Each input token’s representation is the **sum of**:
- Token embedding (word meaning)
- Segment embedding (sentence differentiation)
- Position embedding (token order information)


![image.png](attachment:image.png)

## 6. Pre-training BERT
### Task #1: **Masked Language Modeling (MLM)**
Traditional language models process text **left-to-right** or **right-to-left**, preventing true bidirectionality. BERT overcomes this by **masking 15% of tokens** in input sequences and training the model to predict them.

![image.png](attachment:image.png)

#### MLM Training Process:
1. A classification layer is added to the Transformer output.
2. The output vectors are multiplied by the embedding matrix to match vocabulary size.
3. A **softmax layer** calculates token probabilities.

**Pre-processing Strategy:**
- **80%** of masked tokens are replaced with **[MASK]**.
- **10%** are replaced with **random words**.
- **10%** remain unchanged.

![image-3.png](attachment:image-3.png)

### Task #2: **Next Sentence Prediction (NSP)**
BERT learns sentence relationships by predicting whether **sentence B follows sentence A**.

**Training Process:**
- **50%** of input pairs contain the actual next sentence.
- **50%** contain a random sentence from the dataset.

**Input Processing:**
- **[CLS]** is added before sentence A, and **[SEP]** separates sentences.
- **Segment embeddings** differentiate sentence A from sentence B.
- **Positional embeddings** encode word order.

**Prediction:**
- The **[CLS]** token’s output vector passes through a classification layer.
- A **softmax** function predicts if B follows A.
- MLM and NSP are trained **simultaneously** to minimize a **combined loss function**.

![image-4.png](attachment:image-4.png)

## 7. How to Use BERT (Fine-Tuning)
BERT can be fine-tuned for different tasks by adding **task-specific layers**:

- **Sentiment Analysis**: Add a classification layer to the **[CLS]** token output.
- **Question Answering (SQuAD)**: Learn two vectors marking the **start and end** of an answer in a text. Using BERT, a Q&A model can be trained by learning two extra vectors that mark the beginning and the end of the answer.
- **Named Entity Recognition (NER)**: Classify each token to identify entities (e.g., names, organizations, dates). Using BERT, a NER model can be trained by feeding the output vector of each token into a classification layer that predicts the NER label.
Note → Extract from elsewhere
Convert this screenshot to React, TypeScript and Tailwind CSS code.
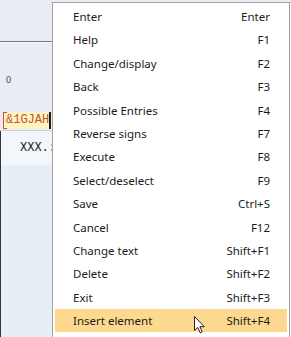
import React from "react";

const items: [string, string][] = [
  ["Enter", "Enter"],
  ["Help", "F1"],
  ["Change/display", "F2"],
  ["Back", "F3"],
  ["Possible Entries", "F4"],
  ["Reverse signs", "F7"],
  ["Execute", "F8"],
  ["Select/deselect", "F9"],
  ["Save", "Ctrl+S"],
  ["Cancel", "F12"],
  ["Change text", "Shift+F1"],
  ["Delete", "Shift+F2"],
  ["Exit", "Shift+F3"],
  ["Insert element", "Shift+F4"],
];

export default function App() {
  return (
    <div className="relative w-[291px] h-[337px] overflow-hidden bg-[#e9eef5]" style={{ fontFamily: '"Noto Sans", "Open Sans", sans-serif' }}>
      {/* left background content */}
      <div className="flex flex-col w-[53px] h-full">
        <div className="h-[41px] bg-[#e8edf4]" />
        <div className="h-px bg-[#737a82]" />
        <div className="h-px bg-[#f8fafc]" />
        <div className="h-[42px] flex items-end pl-[6px]">
          <span className="text-[9px] leading-[10px] text-[#444]">0</span>
        </div>
        <div className="h-[25px]" />
        <div className="relative h-[20px] flex items-center pl-[3px]">
          <div className="relative h-[17px] flex-1 bg-[#fff3c4] flex items-center pl-[3px] overflow-hidden">
            <div className="absolute left-0 top-0 bottom-0 w-px bg-[#d0503a]" />
            <div className="absolute left-0 top-0 w-[4px] h-px bg-[#d0503a]" />
            <div className="absolute left-0 bottom-0 w-[4px] h-px bg-[#d0503a]" />
            <span className="text-[12px] leading-[14px] text-[#c0562c] whitespace-nowrap" style={{ fontFamily: '"Liberation Mono", monospace' }}>&amp;1GJAH</span>
            <div className="absolute left-[46px] top-0 bottom-0 w-[2px] bg-[#1a1a2a]" />
          </div>
        </div>
        <div className="h-px bg-[#c9d1da]" />
        <div className="h-[34px] bg-[#f3f6fa] border-l border-[#2d3a45] flex items-center pl-[19px]">
          <span className="text-[12px] leading-[14px] text-[#222] whitespace-nowrap" style={{ fontFamily: '"Liberation Mono", monospace' }}>XXX.:</span>
        </div>
        <div className="flex-1 border-l border-[#2d3a45] bg-[#e8eef6]" />
      </div>

      {/* context menu */}
      <div className="absolute left-[52px] top-[2px] w-[239px] h-[360px] bg-white border border-[#a3a3a3] border-r-0">
        <div className="w-[237px] h-full border-r border-[#a3a3a3] pt-[2px] px-[2px]">
          {items.map(([label, key], i) => (
            <div
              key={label}
              className={`h-[23.4px] flex items-center justify-between pl-[18px] pr-[17px] text-[11.5px] text-[#1b1b1b] ${i === items.length - 1 ? "bg-[#fcd98e]" : ""}`}
            >
              <span>{label}</span>
              <span>{key}</span>
            </div>
          ))}
        </div>
      </div>

      {/* mouse pointer */}
      <svg className="absolute left-[194px] top-[316px]" width="12" height="18" viewBox="0 0 12 18">
        <path d="M0.5 0.5 L0.5 14.5 L3.8 11.4 L6.2 16.8 L8.2 15.9 L5.9 10.7 L10.3 10.7 Z" fill="#ffffff" stroke="#222" strokeWidth="1" strokeLinejoin="round" />
      </svg>
    </div>
  );
}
### Recommended Hyperparameters for Fine-Tuning:
| Hyperparameter     | Recommended Values |
|--------------------|-------------------|
| **Batch size**    | 16, 32            |
| **Learning rate** (Adam) | 5e-5, 3e-5, 2e-5 |
| **Epochs**        | 2, 3, 4           |

BERT’s fine-tuning process has been optimized to achieve **state-of-the-art** results across multiple NLP benchmarks.

![image-2.png](attachment:image-2.png)

## 8. Conclusion
BERT’s bidirectional Transformer architecture enables **deep contextual understanding**, making it one of the most powerful NLP models. By pre-training on **masked language modeling** and **next sentence prediction**, then fine-tuning on downstream tasks, BERT achieves remarkable performance on a wide range of language applications.